The modern rationale for such regulations is market power, Yoo agreed, though added common carriage has a longstanding problem in that it’s hard to define scope as well as inherent limitations of what it can do well. Jones underscored the “amorphous” nature of common carriage and its different meanings. “There are certain social policy objectives that people think are important” that require common carriage designation, which will continue to be with us in some form, Jones said, noting its significance in giving the FCC power to address different situations, such as in the agency’s recent rural call completion order. “People agreed this was a problem, and the FCC was able to do something about it because the voice providers were common carriers,” Jones said, also noting the importance of the agency’s ancillary jurisdiction.
Bad regulation can easily be worse than no regulation, said Michelle Connolly, economics professor at Duke University. “We shouldn’t be proposing solutions to problems that are theoretically unlikely,” she said, pointing to what she saw as the hubris of regulators in trying to impose optimal regulations. There’s a danger of static regulations creating entitlements, directly unproductive activities, heavy administrative costs and other concerns, she said, pointing to the FCC’s USF: “Think of the entire apparatus necessary for this.” Connolly was chief FCC economist under then-Chairman Kevin Martin.
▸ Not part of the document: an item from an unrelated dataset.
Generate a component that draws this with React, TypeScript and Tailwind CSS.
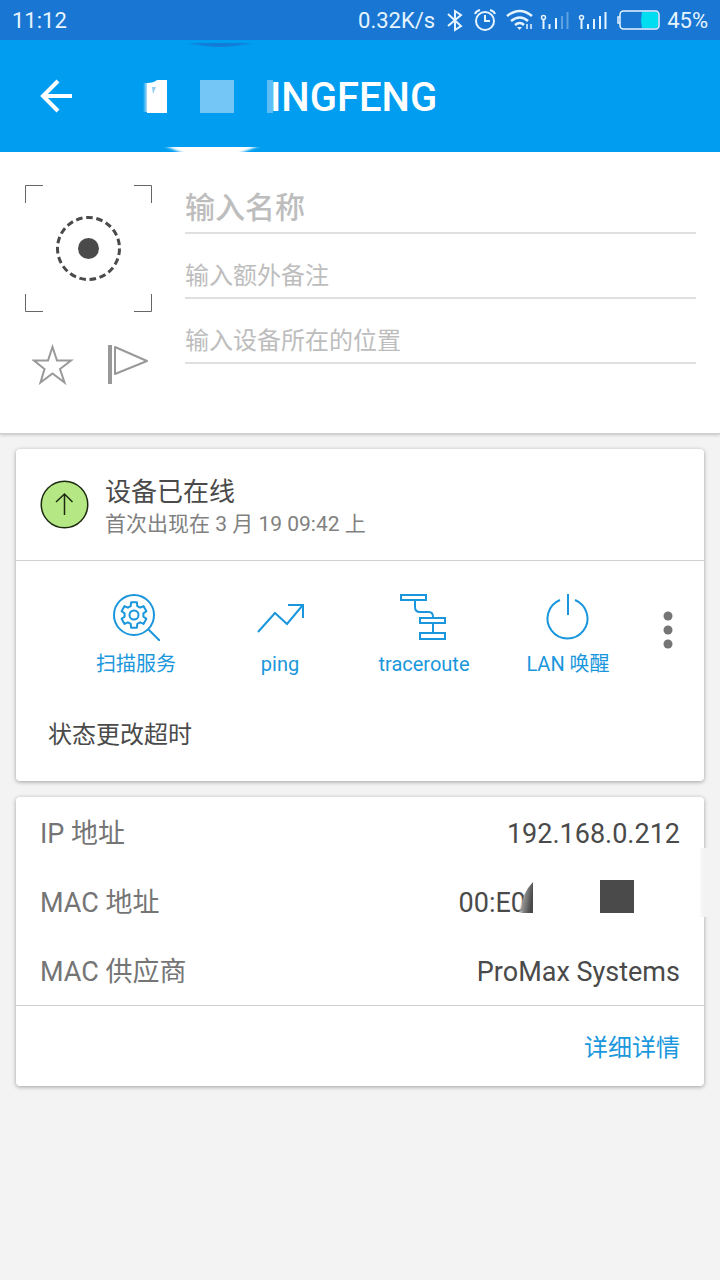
import type { InputHTMLAttributes, ReactNode } from 'react';

interface FieldProps extends InputHTMLAttributes<HTMLInputElement> {
  label: string;
}

function Field({ label, className, ...rest }: FieldProps) {
  return (
    <input
      type="text"
      aria-label={label}
      placeholder={label}
      className={`block w-full border-b-2 border-[#e0e0e0] bg-transparent text-[#4a4a4a] outline-none placeholder:text-[#bdbdbd] ${className}`}
      {...rest}
    />
  );
}

function Action({ label, children }: { label: string; children: ReactNode }) {
  return (
    <button type="button" className="flex flex-1 flex-col items-center gap-2 text-xl leading-[30px] text-[#1a97dc]">
      <svg width="48" height="48" viewBox="0 0 48 48" fill="none" stroke="currentColor" strokeWidth="2" aria-hidden="true">
        {children}
      </svg>
      <span className="whitespace-nowrap">{label}</span>
    </button>
  );
}

function StatusBar() {
  return (
    <div className="flex h-10 items-center justify-between bg-[#1976d2] px-3 pt-0.5 text-[22px] leading-9 text-[#e6f4ff]">
      <span>11:12</span>
      <div className="flex items-center">
        <span>0.32K/s</span>
        <svg className="ml-2" width="224" height="28" viewBox="443 7 224 28" fill="none" stroke="currentColor" strokeWidth="2" aria-hidden="true">
          <path d="M448 14l13 12-6 4V11l6 4-13 11" />
          <circle cx="485" cy="21" r="9" />
          <path d="M485 15v6h5M475 14q1-3 5-4M495 14q-1-3-5-4" />
          <path d="M507 16q13-10 25 0M511 21q9-7 17 0M515 25q5-4 9 0" strokeWidth="2.5" />
          <path d="M517 27h5l-2.5 3z" fill="currentColor" stroke="none" />
          <path d="M527 24v5M531 24v5" strokeWidth="1.5" />
          <circle cx="543.5" cy="17.5" r="2" strokeWidth="1.5" />
          <path d="M543.5 20v9M549.5 24v5M556 18v11" />
          <path d="M562 16v13M567.5 12v17" strokeOpacity="0.35" />
          <circle cx="581.5" cy="17.5" r="2" strokeWidth="1.5" />
          <path d="M581.5 20v9M588 24v5M594 19v10M600 16v13M605.5 12v17" />
          <path d="M642 12h14q2 0 2 2v12q0 2-2 2h-14l-1-7z" fill="#00dcf0" stroke="none" />
          <rect x="620" y="11" width="39" height="18" rx="3.5" strokeWidth="1.5" />
          <path d="M620 17h-2v6h2" strokeWidth="1.5" />
        </svg>
        <span>45%</span>
      </div>
    </div>
  );
}

function AppBar() {
  return (
    <header className="relative flex h-28 items-center bg-[#009df0] pl-9 text-white">
      <button type="button" aria-label="Back" className="flex h-10 w-10 items-center justify-center">
        <svg width="40" height="40" viewBox="0 0 40 40" fill="none" stroke="currentColor" strokeWidth="4">
          <path d="M36 20H7M22 5L7 20l15 15" />
        </svg>
      </button>
      <svg className="ml-16" width="130" height="34" viewBox="0 0 130 34" overflow="visible" aria-hidden="true">
        <defs>
          <linearGradient id="fade">
            <stop offset="0" stopColor="#fff" stopOpacity="0" />
            <stop offset="1" stopColor="#fff" />
          </linearGradient>
        </defs>
        <path d="M3 4h6v29H3z" fill="url(#fade)" />
        <path d="M7 4q7 0 10-3h10v33H7z" fill="#fff" />
        <path d="M12 8h4l-3 7z" fill="#90cdf4" />
        <path d="M60 1h34v33H60z" fill="#74c6f7" />
        <path d="M127 1h6v33h-6z" fill="#74c6f7" opacity="0.8" />
      </svg>
      <h1 className="pt-1 text-[40px] leading-none font-medium">INGFENG</h1>
      <svg className="absolute top-0 left-40" width="120" height="112" viewBox="0 0 120 112" aria-hidden="true">
        <defs>
          <filter id="soft" x="-20%" y="-60%" width="140%" height="220%">
            <feGaussianBlur stdDeviation="3 0.6" />
          </filter>
        </defs>
        <path d="M30 3h60q-14 4-30 4T30 3z" fill="#1976d2" opacity="0.8" filter="url(#soft)" />
        <path d="M8 107h88q-9 4-20 7H26q-10-3-18-7z" fill="#fff" filter="url(#soft)" />
      </svg>
    </header>
  );
}

function DeviceForm() {
  return (
    <section className="flex border-b border-[#cfcfcf] bg-white pt-8 pr-6 pb-12 pl-6 shadow-[0_1px_3px_rgba(0,0,0,0.2)]">
      <div className="mr-8 w-[129px] shrink-0">
        <button type="button" aria-label="Device icon" className="block">
          <svg width="129" height="129" viewBox="0 0 129 129" fill="none" stroke="#4a4a4a">
            <path d="M19 1.5H1.5V19M110 1.5h17.5V19M1.5 110v17.5H19M127.5 110v17.5H110" stroke="#666" />
            <circle cx="64.5" cy="64.5" r="31" strokeWidth="3" strokeDasharray="6.6 3.65" strokeLinecap="butt" />
            <circle cx="64.5" cy="64.5" r="10.5" fill="#4a4a4a" stroke="none" />
          </svg>
        </button>
        <div className="mt-7 flex justify-between">
          <button type="button" aria-label="Favorite" className="ml-2">
            <svg width="42" height="44" viewBox="0 0 42 44" fill="none" stroke="#999" strokeWidth="2">
              <path d="M20.5 6l4.5 13.5h14L28 28l4.5 13.5-12-9-12 9L12.500 28 2 19.500h14z" />
            </svg>
          </button>
          <button type="button" aria-label="Flag" className="mr-1">
            <svg width="42" height="44" viewBox="0 0 42 44" fill="none" stroke="#999" strokeWidth="2" strokeLinejoin="round">
              <path d="M3 4v39" strokeWidth="4" />
              <path d="M8 6l32 14L8 33z" />
            </svg>
          </button>
        </div>
      </div>
      <div className="min-w-0 flex-1">
        <Field label="输入名称" className="h-[50px] pb-0.5 text-[30px] font-medium" />
        <Field label="输入额外备注" className="mt-4 h-[49px] pt-1 text-2xl" />
        <Field label="输入设备所在的位置" className="mt-4 h-[49px] pt-1 text-2xl" />
      </div>
    </section>
  );
}

function StatusCard() {
  return (
    <section className="mx-4 mt-[15px] rounded bg-white pb-[30px] shadow-[0_1px_4px_rgba(0,0,0,0.35)]">
      <div className="flex items-start border-b border-[#d0d0d0] px-6 pt-[31px] pb-5">
        <svg width="49" height="49" viewBox="0 0 49 49" fill="none" stroke="#1c2a10" strokeWidth="1.5" aria-hidden="true">
          <circle cx="24.5" cy="24.5" r="23.25" fill="#b5e784" />
          <path d="M24.5 35V14M16 22l8.5-8 8 8" />
        </svg>
        <div className="-mt-1 ml-4">
          <h2 className="text-[26px] leading-8 text-[#4a4a4a]">设备已在线</h2>
          <p className="text-[21px] leading-8 text-[#808080]">首次出现在 3 月 19 09:42 上</p>
        </div>
      </div>
      <div className="flex items-start pt-8 pr-2 pl-12">
        <Action label="扫描服务">
          <circle cx="22" cy="22" r="20" />
          <path d="M36 36l12 12" />
          <circle cx="22" cy="22" r="4.5" />
          <path
            d="M18.7 13.1L19.1 9.3h5.8l.4 3.8 2.8 1.6 3.4-1.6 2.9 5.1-3 2.2v3.2l3 2.2-2.9 5.1-3.4-1.6-2.8 1.6-.4 3.8h-5.8l-.4-3.8-2.8-1.6-3.4 1.6-2.9-5.1 3-2.2v-3.2l-3-2.2 2.9-5.1 3.4 1.6z"
            strokeLinejoin="round"
          />
        </Action>
        <Action label="ping">
          <path d="M2 39l17-19 12 11 15-18M32 12h15v13" />
        </Action>
        <Action label="traceroute">
          <path d="M1 2h25v5H1zM20 25h25v5H20zM20 40h25v6H20zM15 7v7q0 5 5 5h9q4 0 4 5M33 30v10" />
        </Action>
        <Action label="LAN 唤醒">
          <path d="M16 7a20 20 0 1 0 15 0M24 1v21" />
        </Action>
        <button type="button" aria-label="More" className="mt-4 flex w-14 justify-center">
          <svg width="12" height="42" viewBox="0 0 12 42" fill="#757575">
            <circle cx="6" cy="7" r="4.5" />
            <circle cx="6" cy="21" r="4.5" />
            <circle cx="6" cy="35" r="4.5" />
          </svg>
        </button>
      </div>
      <p className="mt-10 px-8 text-2xl leading-8 text-[#4a4a4a]">状态更改超时</p>
    </section>
  );
}

function NetworkCard() {
  return (
    <section className="relative mx-4 mt-4 rounded bg-white shadow-[0_1px_4px_rgba(0,0,0,0.35)]">
      <dl className="border-b border-[#d0d0d0] pt-[3px] text-[27px] leading-[69px] text-[#4a4a4a]">
        <div className="flex h-[69px] justify-between px-6">
          <dt className="text-[#757575]">IP 地址</dt>
          <dd>192.168.0.212</dd>
        </div>
        <div className="flex h-[69px] justify-between px-6">
          <dt className="text-[#757575]">MAC 地址</dt>
          <dd className="flex pr-[46px]">
            <span>00:E0</span>
            <svg className="-ml-3" width="120" height="69" viewBox="0 0 120 69" aria-hidden="true">
              <defs>
                <linearGradient id="smear" x1="0" y1="0.3" x2="0.9" y2="0.6">
                  <stop offset="0" stopColor="#fff" stopOpacity="0" />
                  <stop offset="0.5" stopColor="#888" />
                  <stop offset="1" stopColor="#4a4a4a" />
                </linearGradient>
              </defs>
              <path d="M5 44q3-20 14-31v31z" fill="url(#smear)" />
              <path d="M86 11h34v33H86z" fill="#4a4a4a" />
            </svg>
          </dd>
        </div>
        <div className="flex h-[67px] justify-between px-6">
          <dt className="text-[#757575]">MAC 供应商</dt>
          <dd>ProMax Systems</dd>
        </div>
      </dl>
      <div className="flex h-20 items-center justify-end px-6 pt-1">
        <a href="#details" className="text-2xl text-[#1a97dc]">
          详细详情
        </a>
      </div>
      <div className="absolute top-[51px] -right-1 h-[69px] w-2 bg-linear-to-r from-[#fafafa] to-[#f3f3f3] to-50%" />
    </section>
  );
}

export default function App() {
  return (
    <div className="min-h-screen bg-[#f3f3f3] pb-4 font-[Roboto,'Noto_Sans_CJK_SC',sans-serif]">
      <StatusBar />
      <AppBar />
      <main>
        <DeviceForm />
        <StatusCard />
        <NetworkCard />
      </main>
    </div>
  );
}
Singer distinguished between traditional obligations, such as carrier of last resort, tariff filings, just and reasonable rates, and modern obligations such as duty to interconnect with complementary service and to interconnect with rivals. “Competition largely extinguishes the need for any of” the former obligations, Singer said. Yoo pointed to what he called the success of deregulated wireless, but Public Knowledge Senior Vice President Harold Feld said that’s not entirely true. Carriers still have certain obligations of interconnection and voice roaming, said Feld. He pointed to the danger of, even in a market with some competition, possible coerced censorship silencing unpopular speakers, citing the case of pressure to limit contributions to WikiLeaks. “Is there a value of maintaining common carriage as a shield to this potential censorship?” Feld asked.
Commissioner Ajit Pai’s wireline aide Nicholas Degani, addressing panelists, said from the audience that the FCC still requires tariffs from telcos in the residential voice market. He questioned whether the agency should reduce the tariff filing obligations in that market. Singer agreed the residential market is effectively competitive. “There is a cost of imposing these obligations, especially in an asymmetric way,” Singer said. He wants telcos and cable companies “getting in a ring, unfettered, and beating each other’s brains out,” Singer said. Jones said two market players aren’t necessarily enough, and Yoo agreed. It’s “probably true that we can phase out these access charges,” Jones said.
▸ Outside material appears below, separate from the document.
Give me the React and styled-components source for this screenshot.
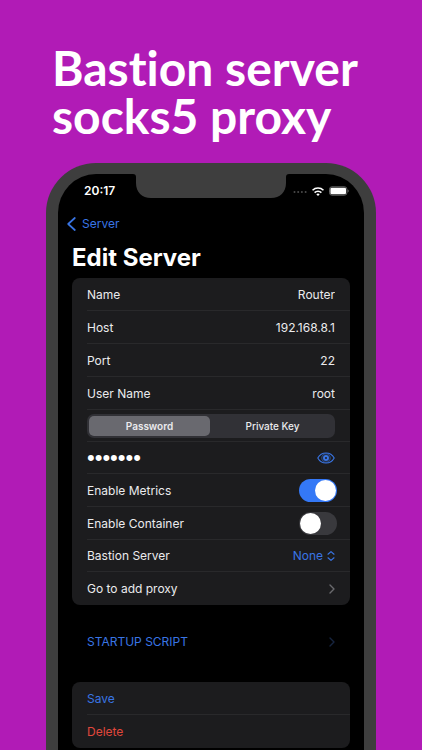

Richard Clarke, AT&T assistant vice president-economic and regulatory policy, asked panelists how it was fair for interconnection obligations to be part of common carriage. He said traditional common carriage obligations were intended to serve customers but sometimes seem more associated with the monopoly concerns. He pointed to the difference in size between companies and the comparative for the smaller ones able to interconnect.